SergioMoro

O destino de Pequod

26.03.21

​“Chamem-me de Ismael.” Com essa breve sentença se inicia Moby Dick, de Herman Melville, uma das aberturas de livros mais conhecidas da literatura. O recurso narrativo é a porta de entrada para o relato testemunhal da história do Capitão Ahab e sua obstinação para capturar e matar Moby Dick, a grande baleia branca. Os tripulantes do navio baleeiro, o Pequod, são seus reféns e compartilharão o destino fatal do capitão enlouquecido. Além das descrições realistas da prática de caça à baleia no século XIX e dos recursos retóricos e poéticos da escrita de Melville, Moby Dick é acima de tudo uma história sobre a obsessão e a loucura que muitas vezes a acompanham.

​Há várias interpretações sobre a caça à baleia branca. Para alguns, ela representa a luta do homem contra a natureza ou contra o próprio destino. Para outros, a baleia é a encarnação do puro mal, enquanto há quem vislumbre a sua caça irracional como uma metáfora sobre a tentativa fútil do homem desobrepujar Deus. Como diz o próprio Ahab, “os objetos vísiveis não são mais do que máscaras de papelão” — atrás deles, assim, pode-se encontrar qualquer coisa, a depender da interpretação. A história pode ser utilizada como metáfora para vários empreendimentos ou acontecimentos humanos, nos quais a busca sem freios por objetivos inalcançáveis resultaram em tragédia.

​A busca pelo poder e pela manutenção do poder é uma delas. Quem exerce o poder quer nele permanecer, seja pelo prazer de exercer o poder ou pelo próprio temor de perdê-lo. Mas o poder sem finalidade é vazio. A questão fundamental é se há um projeto que transcende o mero exercício autorreferente do poder pessoal. Não me convenço dos conselhos de Maquiavel, constantes em O Príncipe, para manutenção do poder. Melhor ser temido do que amado pode ser um conselho válido para o século XVI ou para os Bórgias, mas não para os tempos atuais, salvo para candidatos a tiranos.

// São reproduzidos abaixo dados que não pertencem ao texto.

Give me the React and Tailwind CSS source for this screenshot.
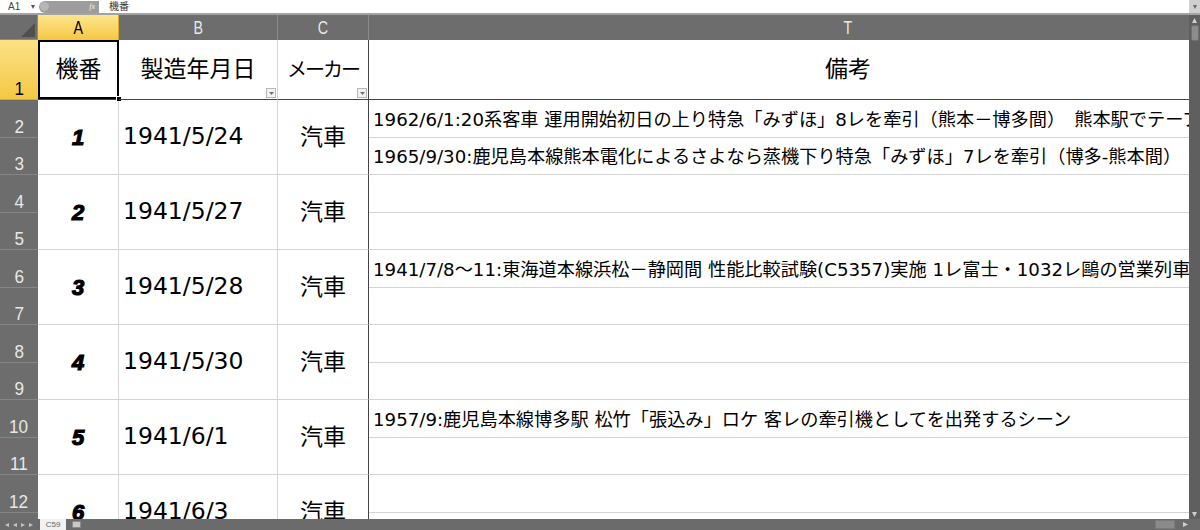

​Li recente entrevista do ex-presidente Fernando Henrique Cardoso no Estadão reconhecendo brevemente o valor de meu trabalho como juiz e o legado da Lava Jato, mas ressalvando que, como ministro, não teria mostrado “muita apetência”, ou seja, apetite, pelo poder. Não interpretei como uma crítica, mas como um elogio. Ingressei no governo como Ministro da Justiça e Segurança para desenvolver um projeto, não pessoal, mas para o país, de fortalecimento do “rule of law”. Quando verifiquei que, independentemente do que eu fizesse, o projeto não iria adiante, por motivos que já expliquei exaustivamente no passado, eu simplesmente saí. Não sou daqueles que ficaria no cargo apenas pelo cargo ou em busca de miragens.

​Mas essa não é a praxe comum no mundo político ou da administração pública. Não raramente o detentor de um cargo o exerce pensando não em fazer o seu melhor, mas, sim, na oportunidade para obter outro cargo maior. Alguns representantes eleitos buscam, desde o primeiro momento, a reeleição, esquecendo que o exercício do poder que lhe foi atribuído tem uma finalidade maior do que a mera continuidade. Fazer a coisa certa sempre exige sacrifícios, inclusive o de ficar longe do poder. Vejo atualmente o Brasil com certa tristeza, mais de 300 mil mortos na pandemia, as dificuldades na economia e o desmantelamento de algumas conquistas institucionais do passado, como o combate à corrupção.

O Brasil parece, às vezes, uma nau sem rumo ou, pior, em direção ao desastre. É claro que o país é maior do que esses problemas e deve superá-los, embora o tempo seja aqui um fator relevante. Não acredito que o povo brasileiro tenha vocação para repetir o destino da tripulação do Pequod.